-- Begin Data provided --
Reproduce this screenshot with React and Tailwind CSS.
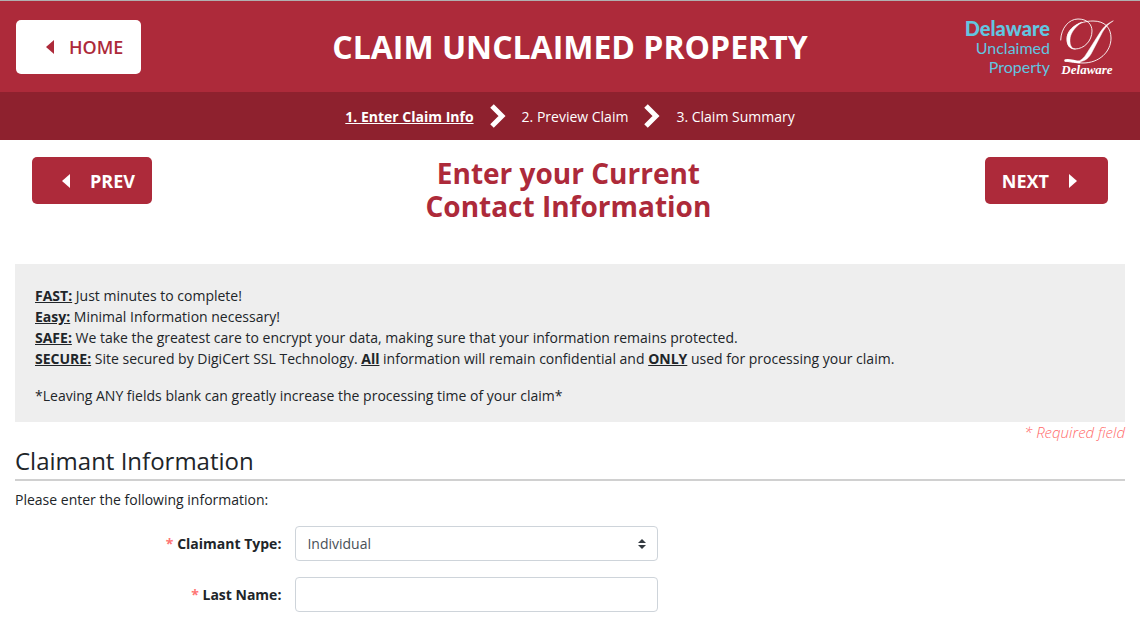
import { useState } from 'react';

const steps = ['1. Enter Claim Info', '2. Preview Claim', '3. Claim Summary'];

const CaretLeft = () => (
    <svg viewBox="0 0 8 14" className="w-2 h-3.5" fill="currentColor" aria-hidden="true">
        <path d="M8 0v14L0 7z" />
    </svg>
);

const CaretRight = () => (
    <svg viewBox="0 0 8 14" className="w-2 h-3.5" fill="currentColor" aria-hidden="true">
        <path d="M0 0v14l8-7z" />
    </svg>
);

const StepArrow = () => (
    <svg viewBox="0 0 16 24" className="w-4 h-6" fill="none" stroke="#fff" strokeWidth="5" aria-hidden="true">
        <path d="M2 2l10 10L2 22" />
    </svg>
);

const Logo = () => (
    <a href="#home" className="flex items-start gap-2.5">
        <span className="flex flex-col items-end font-['Lato',sans-serif] text-[#62c5e0] text-base leading-[19px]">
            <span className="text-xl leading-5 font-black">Delaware</span>
            <span>Unclaimed</span>
            <span>Property</span>
        </span>
        <span className="flex flex-col items-center text-white">
            <svg viewBox="0 0 54 46" className="w-[54px] h-[46px]" fill="none" stroke="currentColor" strokeLinecap="round" aria-hidden="true">
                <path d="M0.7 22C1 10 9 1 18 1c9 0 14 5 14 12 0 10-8 18-17 18-5 0-8-4-8-10C7 10 20 3 33 3c12 0 18 7 18 17 0 14-12 25-28 25-7 0-12-1-18-2" strokeWidth="0.9" />
                <path d="M15 31C9 31 7 27 7 21 7 14 13 7 22 4 14 10 10 16 10 22c0 5 1 8 5 9z" fill="currentColor" strokeWidth="0.4" />
                <path d="M53 3C46 6 43 10 39 16L27 35c-3 5-6 8-11 9 8 0 12-3 15-8L41 17C44 11 47 7 53 3z" fill="currentColor" strokeWidth="0.5" />
                <path d="M5.500 42.500c4-1 8 1 14 1.500" strokeWidth="2.4" />
            </svg>
            <span className="font-['Liberation_Serif',serif] italic font-bold text-[13px] leading-3">Delaware</span>
        </span>
    </a>
);

const Field = ({ id, label, children }) => (
    <div className="flex items-center gap-3.5">
        <label htmlFor={id} className="w-[24%] text-right font-bold">
            <span className="text-[#ff7575]">*</span> {label}:
        </label>
        <div className="relative w-full max-w-[363px]">{children}</div>
    </div>
);

const App = () => {
    const [claimantType, setClaimantType] = useState('Individual');
    const [lastName, setLastName] = useState('');

    return (
        <div className="font-['Open_Sans',sans-serif] text-sm leading-[21px] text-[#212529] bg-white">
            <header className="grid grid-cols-[1fr_auto_1fr] items-start border-t border-[#b0b0b0] bg-[#ad2a3a] px-4 pt-[19px] pb-[18px]">
                <button type="button" className="justify-self-start flex items-center gap-[15px] h-[54px] pl-[30px] pr-[18px] rounded-[5px] bg-white text-[#ad2a3a] text-lg font-semibold">
                    <CaretLeft />
                    HOME
                </button>
                <h1 className="self-center text-[32px] leading-10 font-bold text-white">CLAIM UNCLAIMED PROPERTY</h1>
                <div className="justify-self-end -my-0.5 pr-2.5">
                    <Logo />
                </div>
            </header>

            <nav className="bg-[#8e212e] text-white">
                <ol className="flex items-center justify-center h-12 gap-4">
                    {steps.map((step, i) => (
                        <li key={step} className="flex items-center gap-4">
                            {i > 0 && <StepArrow />}
                            <a href={`#step-${i + 1}`} className={i === 0 ? 'font-bold underline' : ''}>{step}</a>
                        </li>
                    ))}
                </ol>
            </nav>

            <main className="px-[15px] pb-3">
                <div className="flex items-start justify-between px-[17px] pt-[17px]">
                    <button type="button" className="flex items-center gap-5 h-[47px] pl-[30px] pr-[17px] rounded-[5px] bg-[#ad2a3a] text-white text-lg font-bold">
                        <CaretLeft />
                        PREV
                    </button>
                    <h2 className="text-center text-[28px] leading-[33px] font-bold text-[#ad2a3a]">
                        Enter your Current<br />Contact Information
                    </h2>
                    <button type="button" className="flex items-center gap-5 h-[47px] pl-[17px] pr-[31px] rounded-[5px] bg-[#ad2a3a] text-white text-lg font-bold">
                        NEXT
                        <CaretRight />
                    </button>
                </div>

                <section className="mt-[41px] px-5 pt-[21px] pb-4 bg-[#eee]">
                    <p><b className="underline">FAST:</b> Just minutes to complete!</p>
                    <p><b className="underline">Easy:</b> Minimal Information necessary!</p>
                    <p><b className="underline">SAFE:</b> We take the greatest care to encrypt your data, making sure that your information remains protected.</p>
                    <p><b className="underline">SECURE:</b> Site secured by DigiCert SSL Technology. <b className="underline">All</b> information will remain confidential and <b className="underline">ONLY</b> used for processing your claim.</p>
                    <p className="mt-4">*Leaving ANY fields blank can greatly increase the processing time of your claim*</p>
                </section>

                <p className="text-right text-[15px] italic font-light text-[#ff6b6b]">* Required field</p>

                <form onSubmit={(e) => e.preventDefault()}>
                    <h3 className="pt-1 pb-1 text-2xl leading-7 border-b-2 border-[#d0d0d0]">Claimant Information</h3>
                    <p className="mt-2">Please enter the following information:</p>

                    <div className="mt-4 flex flex-col gap-4">
                        <Field id="claimant-type" label="Claimant Type">
                            <select
                                id="claimant-type"
                                value={claimantType}
                                onChange={(e) => setClaimantType(e.target.value)}
                                className="block w-full h-[35px] px-[11px] appearance-none rounded border border-[#ced4da] bg-white text-[#495057]"
                            >
                                <option>Individual</option>
                                <option>Business</option>
                            </select>
                            <svg viewBox="0 0 4 5" className="absolute right-3 top-[13px] w-2 h-2.5 pointer-events-none" fill="#343a40" aria-hidden="true">
                                <path d="M2 0L0 2h4zm0 5L0 3h4z" />
                            </svg>
                        </Field>
                        <Field id="last-name" label="Last Name">
                            <input
                                id="last-name"
                                type="text"
                                value={lastName}
                                onChange={(e) => setLastName(e.target.value)}
                                className="block w-full h-[35px] px-[11px] rounded border border-[#ced4da] bg-white text-[#495057]"
                            />
                        </Field>
                    </div>
                </form>
            </main>
        </div>
    );
};

export default App;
-- End Data provided --
**Task instructions:** Quote the material exactly. Pictures stay out.

**Expected answer:**
Reproduce this screenshot with React and Tailwind CSS.
import { useState } from 'react';

const steps = ['1. Enter Claim Info', '2. Preview Claim', '3. Claim Summary'];

const CaretLeft = () => (
    <svg viewBox="0 0 8 14" className="w-2 h-3.5" fill="currentColor" aria-hidden="true">
        <path d="M8 0v14L0 7z" />
    </svg>
);

const CaretRight = () => (
    <svg viewBox="0 0 8 14" className="w-2 h-3.5" fill="currentColor" aria-hidden="true">
        <path d="M0 0v14l8-7z" />
    </svg>
);

const StepArrow = () => (
    <svg viewBox="0 0 16 24" className="w-4 h-6" fill="none" stroke="#fff" strokeWidth="5" aria-hidden="true">
        <path d="M2 2l10 10L2 22" />
    </svg>
);

const Logo = () => (
    <a href="#home" className="flex items-start gap-2.5">
        <span className="flex flex-col items-end font-['Lato',sans-serif] text-[#62c5e0] text-base leading-[19px]">
            <span className="text-xl leading-5 font-black">Delaware</span>
            <span>Unclaimed</span>
            <span>Property</span>
        </span>
        <span className="flex flex-col items-center text-white">
            <svg viewBox="0 0 54 46" className="w-[54px] h-[46px]" fill="none" stroke="currentColor" strokeLinecap="round" aria-hidden="true">
                <path d="M0.7 22C1 10 9 1 18 1c9 0 14 5 14 12 0 10-8 18-17 18-5 0-8-4-8-10C7 10 20 3 33 3c12 0 18 7 18 17 0 14-12 25-28 25-7 0-12-1-18-2" strokeWidth="0.9" />
                <path d="M15 31C9 31 7 27 7 21 7 14 13 7 22 4 14 10 10 16 10 22c0 5 1 8 5 9z" fill="currentColor" strokeWidth="0.4" />
                <path d="M53 3C46 6 43 10 39 16L27 35c-3 5-6 8-11 9 8 0 12-3 15-8L41 17C44 11 47 7 53 3z" fill="currentColor" strokeWidth="0.5" />
                <path d="M5.500 42.500c4-1 8 1 14 1.500" strokeWidth="2.4" />
            </svg>
            <span className="font-['Liberation_Serif',serif] italic font-bold text-[13px] leading-3">Delaware</span>
        </span>
    </a>
);

const Field = ({ id, label, children }) => (
    <div className="flex items-center gap-3.5">
        <label htmlFor={id} className="w-[24%] text-right font-bold">
            <span className="text-[#ff7575]">*</span> {label}:
        </label>
        <div className="relative w-full max-w-[363px]">{children}</div>
    </div>
);

const App = () => {
    const [claimantType, setClaimantType] = useState('Individual');
    const [lastName, setLastName] = useState('');

    return (
        <div className="font-['Open_Sans',sans-serif] text-sm leading-[21px] text-[#212529] bg-white">
            <header className="grid grid-cols-[1fr_auto_1fr] items-start border-t border-[#b0b0b0] bg-[#ad2a3a] px-4 pt-[19px] pb-[18px]">
                <button type="button" className="justify-self-start flex items-center gap-[15px] h-[54px] pl-[30px] pr-[18px] rounded-[5px] bg-white text-[#ad2a3a] text-lg font-semibold">
                    <CaretLeft />
                    HOME
                </button>
                <h1 className="self-center text-[32px] leading-10 font-bold text-white">CLAIM UNCLAIMED PROPERTY</h1>
                <div className="justify-self-end -my-0.5 pr-2.5">
                    <Logo />
                </div>
            </header>

            <nav className="bg-[#8e212e] text-white">
                <ol className="flex items-center justify-center h-12 gap-4">
                    {steps.map((step, i) => (
                        <li key={step} className="flex items-center gap-4">
                            {i > 0 && <StepArrow />}
                            <a href={`#step-${i + 1}`} className={i === 0 ? 'font-bold underline' : ''}>{step}</a>
                        </li>
                    ))}
                </ol>
            </nav>

            <main className="px-[15px] pb-3">
                <div className="flex items-start justify-between px-[17px] pt-[17px]">
                    <button type="button" className="flex items-center gap-5 h-[47px] pl-[30px] pr-[17px] rounded-[5px] bg-[#ad2a3a] text-white text-lg font-bold">
                        <CaretLeft />
                        PREV
                    </button>
                    <h2 className="text-center text-[28px] leading-[33px] font-bold text-[#ad2a3a]">
                        Enter your Current<br />Contact Information
                    </h2>
                    <button type="button" className="flex items-center gap-5 h-[47px] pl-[17px] pr-[31px] rounded-[5px] bg-[#ad2a3a] text-white text-lg font-bold">
                        NEXT
                        <CaretRight />
                    </button>
                </div>

                <section className="mt-[41px] px-5 pt-[21px] pb-4 bg-[#eee]">
                    <p><b className="underline">FAST:</b> Just minutes to complete!</p>
                    <p><b className="underline">Easy:</b> Minimal Information necessary!</p>
                    <p><b className="underline">SAFE:</b> We take the greatest care to encrypt your data, making sure that your information remains protected.</p>
                    <p><b className="underline">SECURE:</b> Site secured by DigiCert SSL Technology. <b className="underline">All</b> information will remain confidential and <b className="underline">ONLY</b> used for processing your claim.</p>
                    <p className="mt-4">*Leaving ANY fields blank can greatly increase the processing time of your claim*</p>
                </section>

                <p className="text-right text-[15px] italic font-light text-[#ff6b6b]">* Required field</p>

                <form onSubmit={(e) => e.preventDefault()}>
                    <h3 className="pt-1 pb-1 text-2xl leading-7 border-b-2 border-[#d0d0d0]">Claimant Information</h3>
                    <p className="mt-2">Please enter the following information:</p>

                    <div className="mt-4 flex flex-col gap-4">
                        <Field id="claimant-type" label="Claimant Type">
                            <select
                                id="claimant-type"
                                value={claimantType}
                                onChange={(e) => setClaimantType(e.target.value)}
                                className="block w-full h-[35px] px-[11px] appearance-none rounded border border-[#ced4da] bg-white text-[#495057]"
                            >
                                <option>Individual</option>
                                <option>Business</option>
                            </select>
                            <svg viewBox="0 0 4 5" className="absolute right-3 top-[13px] w-2 h-2.5 pointer-events-none" fill="#343a40" aria-hidden="true">
                                <path d="M2 0L0 2h4zm0 5L0 3h4z" />
                            </svg>
                        </Field>
                        <Field id="last-name" label="Last Name">
                            <input
                                id="last-name"
                                type="text"
                                value={lastName}
                                onChange={(e) => setLastName(e.target.value)}
                                className="block w-full h-[35px] px-[11px] rounded border border-[#ced4da] bg-white text-[#495057]"
                            />
                        </Field>
                    </div>
                </form>
            </main>
        </div>
    );
};

export default App;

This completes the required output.